A well-known example is the 25-minute focus cycle followed by a 5-minute break, with a longer pause every four cycles. Beyond being a technique, it becomes a rhythm that supports sustained productivity while respecting human cognitive limits.

5. Project and Task Management Tools

Modern project management platforms do more than track tasks. They create shared visibility, reinforce accountability and ensure alignment on priorities and deadlines. When information is transparent, the likelihood of time expansion decreases, and teams can coordinate more effectively. Clarity becomes a safeguard against inefficiency.

Guiding Principles for a Healthy Time Culture

Countering Parkinson’s Law requires more than tools — it requires a cultural shift.

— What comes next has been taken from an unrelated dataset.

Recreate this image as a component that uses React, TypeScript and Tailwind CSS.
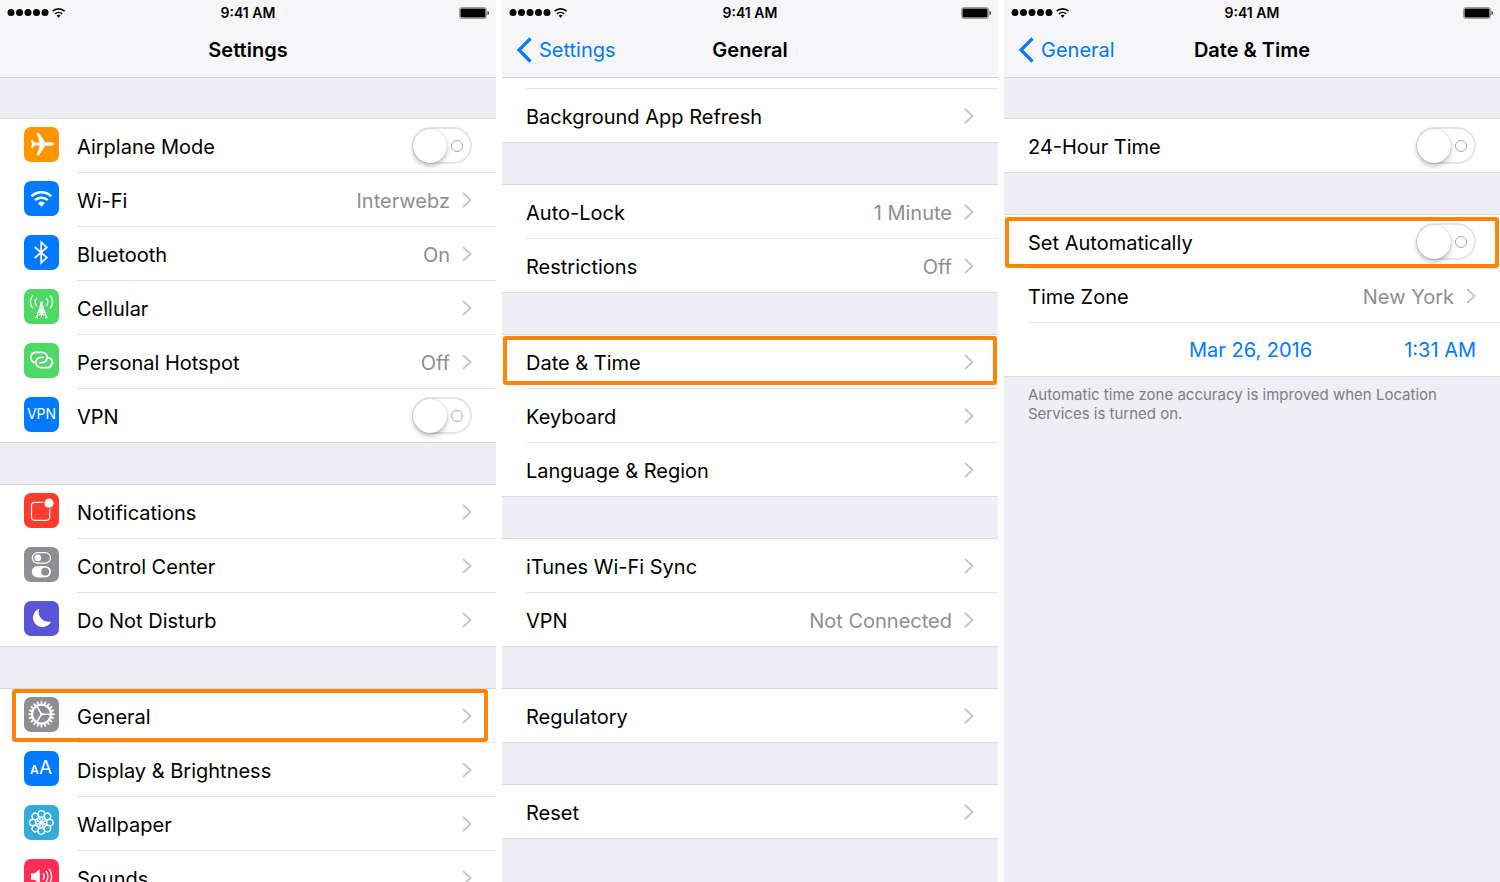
import { useId, type ReactNode } from 'react'

interface IconProps {
  color: string
  children: ReactNode
}

interface RowProps {
  label: string
  icon?: ReactNode
  value?: string
  highlight?: string
}

/* App icons, 35x35 */
function AppIcon({ color, children }: IconProps) {
  return (
    <svg viewBox="0 0 35 35" className="mb-1 mr-[18px] h-[35px] w-[35px] shrink-0" fill="none" stroke="#fff" aria-hidden="true">
      <rect width="35" height="35" rx="7" fill={color} stroke="none" />
      {children}
    </svg>
  )
}

const PETALS = [0, 45, 90, 135, 180, 225, 270, 315]
const TEETH = Array.from({ length: 20 }, (_, i) => i * 18)

const icons = {
  airplane: (
    <AppIcon color="#ff9500">
      <path
        d="M29.8 17c0 1.1-1.1 1.7-2.6 1.7H21.2L14.9 28.4h-2.3l3.2-9.7-5-.4L8.4 21H7l.9-4L7 13h1.4l2.4 2.7 5-.4-3.2-9.4h2.3l6.3 9.4h6c1.5 0 2.6.6 2.6 1.7Z"
        fill="#fff" stroke="none"
      />
    </AppIcon>
  ),
  wifi: (
    <AppIcon color="#007aff">
      <path d="M7.5 15.2a14.4 14.4 0 0 1 19.8 0" strokeWidth="2.6" />
      <path d="M11 19.2a9.4 9.4 0 0 1 12.8 0" strokeWidth="2.5" />
      <path d="M13.9 22.2a5.2 5.2 0 0 1 7 0l-3.5 3.6Z" fill="#fff" stroke="none" />
    </AppIcon>
  ),
  bluetooth: (
    <AppIcon color="#007aff">
      <path d="m10.8 12 12 10.6-5.6 5.2V7.2l5.6 5.2-12 10.6" strokeWidth="1.7" />
    </AppIcon>
  ),
  cellular: (
    <AppIcon color="#4cd964">
      <path d="M9 6.5a9.4 9.4 0 0 0 0 13M26 6.5a9.4 9.4 0 0 1 0 13M13 9a5.6 5.6 0 0 0-.2 8M22 9a5.6 5.6 0 0 1 .2 8" strokeWidth="1.5" opacity=".9" />
      <path d="m17.5 13.5-5.2 15.2M17.5 13.5l5.2 15.2M17.5 14v14.5M15.5 19.5h4M14.3 23h6.4M15.5 19.5l5.2 3.5 1.4 4-7.8-4M19.5 19.5 14.3 23l-1.4 4 7.8-4" strokeWidth="1.1" />
      <path d="M11 28.7h3M21 28.7h3" strokeWidth="1.2" />
      <circle cx="17.5" cy="14" r="1.5" fill="#fff" stroke="none" />
    </AppIcon>
  ),
  hotspot: (
    <AppIcon color="#4cd964">
      <g strokeWidth="1.9" strokeLinecap="round">
        <path d="M11.4 19.6a5.1 5.1 0 0 1 .9-10.2h5.8a5.1 5.1 0 0 1 0 10.2h-2.2" />
        <path d="M11.4 19.6a5.1 5.1 0 0 1 .9-10.2h5.8a5.1 5.1 0 0 1 0 10.2h-2.2" transform="rotate(180 17.5 17)" />
      </g>
    </AppIcon>
  ),
  vpn: (
    <AppIcon color="#007aff">
      <text x="17.5" y="22" textAnchor="middle" fontSize="14" fill="#fff" stroke="none">VPN</text>
    </AppIcon>
  ),
  notifications: (
    <AppIcon color="#ff3b30">
      <rect x="7.5" y="9.3" width="18.2" height="18" rx="3.2" strokeWidth="1.2" />
      <circle cx="25" cy="10.2" r="6" fill="#ff3b30" stroke="none" />
      <circle cx="25" cy="10.2" r="4.6" fill="#fff" stroke="none" />
    </AppIcon>
  ),
  control: (
    <AppIcon color="#8e8e93">
      <rect x="8.3" y="5.6" width="18.2" height="10.6" rx="5.3" strokeWidth="1.2" />
      <circle cx="13.8" cy="10.9" r="3.3" fill="#fff" stroke="none" />
      <rect x="7.8" y="19" width="19.2" height="11.4" rx="5.7" fill="#fff" stroke="none" />
      <circle cx="21.2" cy="24.7" r="3.9" fill="#8e8e93" stroke="none" />
    </AppIcon>
  ),
  moon: (
    <AppIcon color="#5856d6">
      <path d="M15.3 7.8a9.4 9.4 0 1 0 11.7 12.6A9.7 9.7 0 0 1 15.3 7.8Z" fill="#fff" stroke="none" />
    </AppIcon>
  ),
  gear: (
    <AppIcon color="#8e8e93">
      <circle cx="17.5" cy="17.2" r="9.4" strokeWidth="2" />
      {TEETH.map(a => (
        <path key={a} d="M16.6 7.2 17 4.2h1l.4 3Z" fill="#fff" strokeWidth=".5" transform={`rotate(${a} 17.5 17.2)`} />
      ))}
      <path d="M17.5 17.2h9.5M17.5 17.2l-4.8-8.3M17.5 17.2l-4.8 8.3" strokeWidth="1.5" />
      <circle cx="17.5" cy="17.2" r="1.4" fill="#fff" stroke="none" />
    </AppIcon>
  ),
  display: (
    <AppIcon color="#007aff">
      <text x="6" y="23" fontSize="12" fontWeight="600" fill="#fff" stroke="none">A</text>
      <text x="15" y="23" fontSize="19" fill="#fff" stroke="none">A</text>
    </AppIcon>
  ),
  wallpaper: (
    <AppIcon color="#34aadc">
      {PETALS.map(a => (
        <g key={a} transform={`rotate(${a} 17.3 17.5)`}>
          <circle cx="17.3" cy="8.9" r="3.2" strokeWidth="1.3" />
          <path d="M17.3 15.7c-1.7-1.6-1.9-2.4 0-3.8 1.9 1.4 1.7 2.2 0 3.8Z" strokeWidth="1" />
        </g>
      ))}
      <circle cx="17.3" cy="17.5" r="1.7" fill="#fff" stroke="none" />
    </AppIcon>
  ),
  sounds: (
    <AppIcon color="#ff2d55">
      <path d="M7 14.2h3.6l5.2-4v14.6l-5.2-4H7Z" fill="#fff" stroke="none" />
      <path d="M19 14.2a5.4 5.4 0 0 1 0 6.4M22 11.9a9 9 0 0 1 0 11M25 9.6a13 13 0 0 1 0 15.6" strokeWidth="1.4" />
    </AppIcon>
  ),
}

function Chevron() {
  return (
    <svg viewBox="0 0 10 16" className="ml-3 h-4 w-2.5 shrink-0" fill="none" stroke="#c7c7cc" strokeWidth="1.9" aria-hidden="true">
      <path d="m1 1 7.5 7L1 15" />
    </svg>
  )
}

function Highlight({ className }: { className: string }) {
  return <span className={`pointer-events-none absolute z-10 rounded-[3px] border-4 border-[#ff8408] ${className}`} />
}

/* White cell; the separator starts under the label, the last one runs the full width */
const cell = 'relative flex h-[54px] items-center bg-white pl-6 last:shadow-[inset_0_-1px_#dcdbe0]'
const inner = 'flex h-full min-w-0 grow items-center border-b border-[#e4e3e7] pr-6 group-last:border-transparent'

function LinkRow({ label, icon, value, highlight }: RowProps) {
  return (
    <li className={`group ${cell}`}>
      {icon}
      <a href="#" className={inner}>
        <span className="mt-0.5 grow truncate">{label}</span>
        {value && <span className="mt-0.5 text-[#8e8e93]">{value}</span>}
        <Chevron />
      </a>
      {highlight && <Highlight className={highlight} />}
    </li>
  )
}

function SwitchRow({ label, icon, highlight }: RowProps) {
  const id = useId()
  return (
    <li className={`group ${cell}`}>
      {icon}
      <div className={inner}>
        <label htmlFor={id} className="mt-0.5 grow truncate">{label}</label>
        <span className="relative flex h-[37px] w-[60px] shrink-0 items-center">
          <input
            id={id}
            type="checkbox"
            role="switch"
            className="peer absolute inset-0 appearance-none rounded-full border-2 border-[#e5e5e5] checked:border-[#4cd964] checked:bg-[#4cd964]"
          />
          <span className="pointer-events-none relative ml-px h-[34px] w-[34px] rounded-full bg-white shadow-[0_3px_5px_rgba(0,0,0,0.25),0_0_1px_rgba(0,0,0,0.25)] peer-checked:ml-[25px]" />
          <span className="pointer-events-none relative ml-1 h-3 w-3 rounded-full border border-[#a9a9a9] peer-checked:hidden" />
        </span>
      </div>
      {highlight && <Highlight className={highlight} />}
    </li>
  )
}

function Group({ children }: { children: ReactNode }) {
  return <ul className="mb-[41px] shrink-0 border-t border-[#d9d8dd]">{children}</ul>
}

function StatusBar() {
  return (
    <div className="grid h-[26px] grid-cols-3 items-center px-[7px] text-sm font-semibold">
      <svg viewBox="0 0 60 12" className="h-3 w-[60px]" aria-hidden="true">
        {[4, 12.5, 21, 29.5, 38].map(x => <circle key={x} cx={x} cy="5.6" r="3.5" />)}
        <g fill="none" stroke="#000" strokeWidth="1.6">
          <path d="M45.6 4.2a8.8 8.8 0 0 1 12 0" />
          <path d="M48 6.9a5.3 5.3 0 0 1 7.2 0" />
        </g>
        <path d="M49.6 8.6a3.1 3.1 0 0 1 4 0l-2 2.3Z" />
      </svg>
      <span className="text-center">9:41 AM</span>
      <svg viewBox="0 0 30 12" className="h-3 w-[30px] justify-self-end" aria-hidden="true">
        <rect x=".5" y=".5" width="27" height="11" rx="2" fill="none" stroke="#9a9a9a" />
        <rect x="1.5" y="1.5" width="25" height="9" rx="1" />
        <path d="M28.6 4v4c.9-.4 1.2-1.2 1.2-2s-.3-1.6-1.2-2Z" />
      </svg>
    </div>
  )
}

function Phone({ title, back, children }: { title: string; back?: string; children: ReactNode }) {
  return (
    <section className="flex h-full min-w-0 flex-col overflow-hidden bg-[#efeef4]">
      <header className="h-[78px] shrink-0 border-b border-[#d3d2d6] bg-[#f6f6f8]">
        <StatusBar />
        <nav className="grid h-12 grid-cols-[1fr_auto_1fr] items-center">
          {back ? (
            <a href="#" className="flex items-center gap-[7px] pl-3.5 text-[#007aff]">
              <svg viewBox="0 0 16 26" className="h-[26px] w-4" fill="none" stroke="currentColor" strokeWidth="3.2" aria-hidden="true">
                <path d="M14.5 1.5 3 13l11.5 11.5" />
              </svg>
              {back}
            </a>
          ) : <span />}
          <h1 className="font-semibold">{title}</h1>
        </nav>
      </header>
      <div className="flex grow flex-col overflow-y-auto [scrollbar-width:none]">{children}</div>
    </section>
  )
}

export default function App() {
  return (
    <main className="grid h-screen grid-cols-3 gap-1.5 bg-white font-[Inter,'Liberation_Sans',sans-serif] text-xl text-black">
      {/* Settings */}
      <Phone title="Settings">
        <div className="h-10 shrink-0" />
        <Group>
          <SwitchRow label="Airplane Mode" icon={icons.airplane} />
          <LinkRow label="Wi-Fi" icon={icons.wifi} value="Interwebz" />
          <LinkRow label="Bluetooth" icon={icons.bluetooth} value="On" />
          <LinkRow label="Cellular" icon={icons.cellular} />
          <LinkRow label="Personal Hotspot" icon={icons.hotspot} value="Off" />
          <SwitchRow label="VPN" icon={icons.vpn} />
        </Group>
        <Group>
          <LinkRow label="Notifications" icon={icons.notifications} />
          <LinkRow label="Control Center" icon={icons.control} />
          <LinkRow label="Do Not Disturb" icon={icons.moon} />
        </Group>
        <Group>
          <LinkRow label="General" icon={icons.gear} highlight="left-3 right-2 top-0 bottom-px" />
          <LinkRow label="Display & Brightness" icon={icons.display} />
          <LinkRow label="Wallpaper" icon={icons.wallpaper} />
          <LinkRow label="Sounds" icon={icons.sounds} />
        </Group>
      </Phone>

      {/* General */}
      <Phone title="General" back="Settings">
        <div className="h-[11px] shrink-0 bg-white pl-6">
          <div className="h-full border-b border-[#e4e3e7]" />
        </div>
        <ul className="mb-[41px] shrink-0">
          <LinkRow label="Background App Refresh" />
        </ul>
        <Group>
          <LinkRow label="Auto-Lock" value="1 Minute" />
          <LinkRow label="Restrictions" value="Off" />
        </Group>
        <Group>
          <LinkRow label="Date & Time" highlight="inset-x-px top-px bottom-1" />
          <LinkRow label="Keyboard" />
          <LinkRow label="Language & Region" />
        </Group>
        <Group>
          <LinkRow label="iTunes Wi-Fi Sync" />
          <LinkRow label="VPN" value="Not Connected" />
        </Group>
        <Group>
          <LinkRow label="Regulatory" />
        </Group>
        <Group>
          <LinkRow label="Reset" />
        </Group>
      </Phone>

      {/* Date & Time */}
      <Phone title="Date & Time" back="General">
        <div className="h-10 shrink-0" />
        <Group>
          <SwitchRow label="24-Hour Time" />
        </Group>
        <Group>
          <SwitchRow label="Set Automatically" highlight="inset-x-px top-0.5 bottom-px" />
          <LinkRow label="Time Zone" value="New York" />
          <li className={`${cell} justify-end gap-[92px] pr-6 text-[#007aff]`}>
            <button type="button">Mar 26, 2016</button>
            <button type="button">1:31 AM</button>
          </li>
        </Group>
        <p className="-mt-[33px] px-6 text-[15px] leading-[19px] text-[#7d7d82]">
          Automatic time zone accuracy is improved when Location Services is turned on.
        </p>
      </Phone>
    </main>
  )
}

A few guiding principles help nurture a time-conscious environment:

  • Quality over Quantity: Evaluate work based on impact, not hours.
  • Intentional Planning: Treat every task as an investment, not as time to be filled.
  • Clear Boundaries: Set limits that prevent unnecessary expansion.
  • Frequent Review Cycles: Regularly reassess what is essential, what can be simplified, and what no longer adds value.

A New Mindset: From Hours Spent to Value Created

Many organizations still rely on time as the primary metric for measuring work. But time itself does not create value. Competitive advantage emerges from the ability to govern time — to allocate it intelligently, protect it and direct it toward activities that generate meaningful outcomes.

A culture anchored in conscious time management — through planning, smart constraints and focused execution — transforms time into a strategic asset rather than a passive container.

Conclusion

Parkinson’s Law is not a flaw in human nature but a predictable pattern that can be recognized and managed. Through intentional boundaries, clear planning, focused execution and intelligent tools, time can be shaped and optimized rather than allowed to expand without purpose.

In a business environment that demands efficiency, agility and meaningful impact, mastering time is not an optional skill — it is a strategic advantage.